Theron, says the Australian director, was key to realising this. “She has that paradoxical quality,” he says. “She’s unmistakably a woman but she’s not afraid of male behaviour. She has the confidence of being a female, yet doesn’t have that vanity which requires her to look great all the time. Charlize was the one who decided to do the buzz cut because, she said, ‘Why would Furiosa mess with her hair? It wouldn’t be conducive to survival’. Her makeup was only to make her look grimier. Charlize was confident enough not to worry about any of those things, and I think that’s what makes her great.”
Theron’s background as a ballet dancer was a help, too, says Miller. “She’s very physically skilled and incredibly precise. So, she knew exactly what she could or couldn’t do in terms of fighting and stunts.”
Hardy, for his part, was a rugby player, so the two are well matched for the rough and tumble of the Mad Max world.
Miller sees similarities between Hardy and the first Mad Max, Mel Gibson, who became a global star on the back of the original 1979 picture. Like Gibson, Hardy, says Miller, has the kind of charisma that is born out of paradox. “There’s a testosterone-driven masculine energy, but they’re capable of gentleness and softness as well. They can be accessible and lovable, yet mysterious at the same time. It’s an interesting dynamic. Having said that, Tom had his own way into the role and brings something different because, of course, he’s a different human being and a different actor.”
Tom Hardy in Mad Max
That first Mad Max created an unsparingly savage and nihilistic template. For it, Miller drew on his love of chase movies, and iconic action sequences such as the chariot race in Ben Hur. It was Miller’s first major project, and he was working as a doctor at the time.
“I was working in emergency and saw a lot of road trauma. That obviously affected me,” he says. “Secondly, we couldn’t afford to shoot it modern-day because we’d have to populate the streets with a lot of people and cars and block off roads and so on. So I decided to make it more spare by setting it in the near future after some apocalypse.”
The stark setting, despite its bleakness, captured the minds of audiences all over the world. The key to its success, Miller thinks, was that people everywhere were able to find echoes of their own culture in its neo-mythic storyline.
“One of the tests of a movie is that time will tell you if it impinges at all on any culture, and as I watched that happen, I began to see that it had,” Miller recalls. “In Japan, they called Max a lone Ronin Samurai. In France, they saw the film as a ‘western on wheels’ and Max as the lone gunslinger. And in Scandinavia, some said Max reminded them of the lone Viking warrior, wandering the harsh landscape.”
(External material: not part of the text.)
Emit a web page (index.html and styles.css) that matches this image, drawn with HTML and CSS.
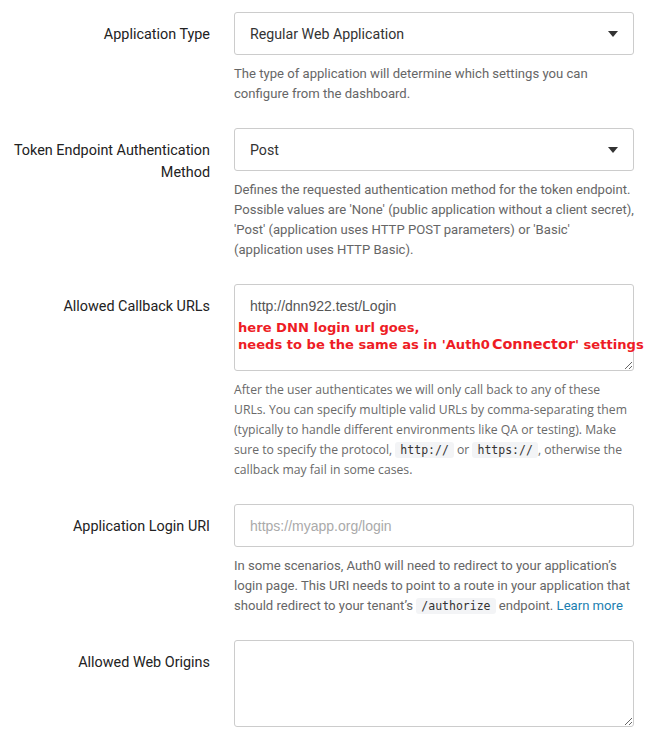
FILE: index.html
```html
<!DOCTYPE html>
<html>
<head>
<meta charset="utf-8">
<link rel="stylesheet" href="styles.css">
</head>
<body>
<div class="form">
  <div class="row">
    <div class="label">Application Type</div>
    <div class="control">
      <div class="select">
        <span>Regular Web Application</span>
        <svg class="caret" width="10" height="6" viewBox="0 0 10 6"><path d="M0 0h10L5 6z" fill="#333"/></svg>
      </div>
      <p class="help">The type of application will determine which settings you can configure from the dashboard.</p>
    </div>
  </div>

  <div class="row">
    <div class="label">Token Endpoint Authentication Method</div>
    <div class="control">
      <div class="select">
        <span>Post</span>
        <svg class="caret" width="10" height="6" viewBox="0 0 10 6"><path d="M0 0h10L5 6z" fill="#333"/></svg>
      </div>
      <p class="help">Defines the requested authentication method for the token endpoint. Possible values are 'None' (public application without a client secret), 'Post' (application uses HTTP POST parameters) or 'Basic' (application uses HTTP Basic).</p>
    </div>
  </div>

  <div class="row">
    <div class="label">Allowed Callback URLs</div>
    <div class="control">
      <div class="area-wrap">
        <textarea class="area">http://dnn922.test/Login</textarea>
        <div class="note">here DNN login url goes,<br>needs to be the same as in 'Auth0<span class="note-big">Connector</span>' settings</div>
      </div>
      <p class="help help-alt">After the user authenticates we will only call back to any of these URLs. You can specify multiple valid URLs by comma-separating them (typically to handle different environments like QA or testing). Make sure to specify the protocol, <code>http://</code> or <code>https://</code>, otherwise the callback may fail in some cases.</p>
    </div>
  </div>

  <div class="row">
    <div class="label">Application Login URI</div>
    <div class="control">
      <input class="input" type="text" placeholder="https://myapp.org/login">
      <p class="help">In some scenarios, Auth0 will need to redirect to your application’s login page. This URI needs to point to a route in your application that should redirect to your tenant’s <code>/authorize</code> endpoint. <a href="#">Learn more</a></p>
    </div>
  </div>

  <div class="row">
    <div class="label">Allowed Web Origins</div>
    <div class="control">
      <textarea class="area"></textarea>
    </div>
  </div>
</div>
</body>
</html>
```

FILE: styles.css
```css
html, body {
  margin: 0;
  padding: 0;
  background: #fff;
}
body {
  font-family: Roboto, "Liberation Sans", sans-serif;
  color: #333;
}
.form {
  padding-top: 12px;
  display: flex;
  flex-direction: column;
  gap: 24px;
}
.row {
  display: grid;
  grid-template-columns: 210px 400px;
  column-gap: 24px;
}
.label {
  text-align: right;
  font-size: 14.4px;
  line-height: 22px;
  padding-top: 12px;
  color: #222;
}
.control {
  display: flex;
  flex-direction: column;
}
.select {
  box-sizing: border-box;
  height: 43px;
  border: 1px solid #ccc;
  border-radius: 3px;
  display: flex;
  align-items: center;
  justify-content: space-between;
  padding: 0 15px 0 15px;
  font-size: 14.2px;
  color: #333;
}
.caret {
  display: block;
}
.help {
  margin: 9px 0 0;
  font-size: 13.1px;
  line-height: 20px;
  color: #666;
}
.help-alt {
  font-family: "Open Sans", Roboto, sans-serif;
  font-size: 12.2px;
  color: #6a6a6a;
}
.help a {
  color: #1a7eb0;
  text-decoration: none;
}
code {
  font-family: "DejaVu Sans Mono", monospace;
  font-size: 11.5px;
  background: #f3f4f6;
  border-radius: 3px;
  padding: 1px 5px;
  color: #333;
}
.area-wrap {
  position: relative;
}
.area {
  display: block;
  box-sizing: border-box;
  width: 400px;
  height: 87px;
  border: 1px solid #ccc;
  border-radius: 3px;
  margin: 0;
  padding: 12px 15px;
  font-family: "Liberation Sans", Arial, sans-serif;
  font-size: 14px;
  line-height: 18px;
  color: #555;
  resize: vertical;
  outline: none;
}
.input {
  display: block;
  box-sizing: border-box;
  width: 400px;
  height: 43px;
  border: 1px solid #ccc;
  border-radius: 3px;
  margin: 0;
  padding: 0 15px;
  font-family: "Liberation Sans", Arial, sans-serif;
  font-size: 14px;
  color: #555;
  outline: none;
}
.input::placeholder {
  color: #aaa;
}
.note {
  position: absolute;
  left: 4px;
  top: 35px;
  font-family: "DejaVu Sans", Verdana, sans-serif;
  font-weight: bold;
  font-size: 13.1px;
  line-height: 17px;
  color: #ee1c25;
  white-space: nowrap;
}
.note-big {
  font-size: 14.4px;
  margin-left: 2px;
}
```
Miller, who has diverse set of films to his credit, including The Witches of Eastwick and Babe, has written, produced and directed all of the Mad Max movies. Fury Road is no remake, as audiences accustomed to tired retreads might assume, but a new installment in the series. The plot sees Max team up with Furiosa in a bid to escape a savage warlord. Miller says he had the idea about 15 years ago.
“I was walking across an intersection when an idea flashed into my mind that I thought would make a good Mad Max movie. But, by the time I got to the other side of the road, I decided to push that thought away. About two years after that, I was on a long night flight across the Pacific — from Los Angeles back to Sydney where I live — and in that hypnagogic state between wakefulness and sleep, this movie played out. That little idea that started on that street crossing had been festering in some way. It was misty and not at all vivid, but by the time I landed 14 hours later, I realised that I had to sit down and give expression to it.”
If the logistics around the 1970s Mad Max were about controlling costs to create a convincing world, this time round, Miller had to marshal a quasi-military operation during the shoot.
“It was very similar to conducting a war,” he laughs. “In fact, several of our crew and members of the stunt team had military experience, special forces and such. One of them, who plays a character in the film, had been to Iraq and Afghanistan. He said to me, ‘I don’t want to use the analogy of war, but this feels just like going on a mission. Instead of shooting people, you are shooting film.’ Obviously the human stakes are entirely different, but logistically, the mobility, feeding the troops, communications, keeping everybody safe, all of that has a lot in parallel with a military exercise.”
Eschewing green screens and CGI, Miller’s shoot was almost all outdoors, on location in Namibia — “real world and old school action with real vehicles, every day for over 120 days”. Fury Road, he points out, is not a fantasy film — there are no lasers or flying vehicles. So, he says, why do a CGI car crash when you’ll miss all the randomness of detail that happens when two cars collide? “The way the dust behaves, the way the metal tears off…Why not do it for real?”
It was the same for his actors, he says. “Out there, getting dust in your eyes, feeling the heat of the sun and the cold of the desert in the mornings and at night — it’s a much more immersive experience”. Audiences will be hoping for a similar effect.